Long before he changed the course of 20th-century popular music and crowned himself “The Hardest Working Man in Show Business,” little James Brown may well have been the hardest working boy in Augusta, Georgia, where he was sent to live with his Aunt Honey in Washington at the age of six. He’d spent the previous several years with his father, James, Sr., who scraped out a meager living selling pine tar to the local turpentine factory in the woods of Barnwell County, South Carolina, just down the Savannah River from Augusta. James’s mother had left with another man when James was only four, and while Aunt Honey would play something of a maternal role for James, the fact that she ran a brothel and sold moonshine for a living made for anything but a traditional upbringing.
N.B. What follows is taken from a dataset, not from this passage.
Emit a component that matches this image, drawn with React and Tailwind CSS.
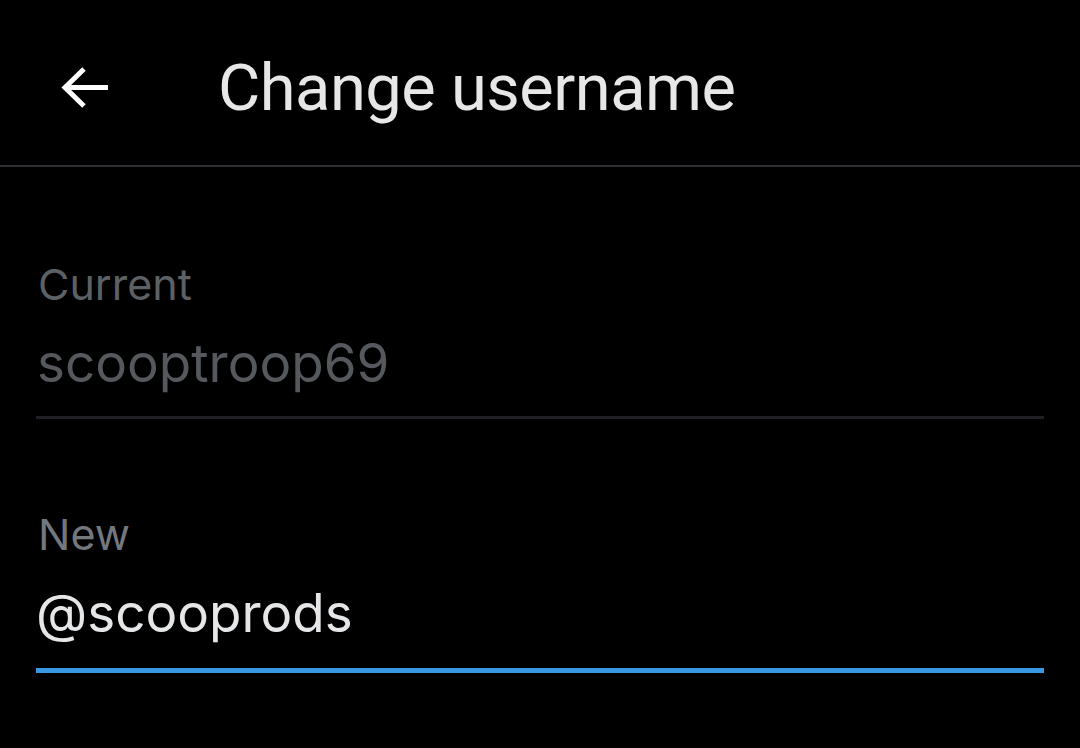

While other famous musicians of his generation would get their musical training in the traditional context of the church, James Brown would get his on the streets, where between jobs as a cotton-picker, coal-scrounger and shoeshine boy, he also danced and sang to attract clients to his aunt’s place of business. He honed his talents further in prison, where he was sentenced to serve 8-to-16 years for stealing from parked cars at the age of 15. An experience that might have broken another man, however, instead inspired Brown to dedicate himself to music. He did his first gospel singing while in prison, where he earned the nickname “Music Box” and impressed his warden and the Georgia State Parole Board enough with his seriousness of purpose to win his release after only three years. At the age of 19, a highly motivated, worldly wise and ferociously talented James Brown walked out of prison and began his climb toward music greatness.

Born on this day in 1933, James Brown died on Christmas Day 2006.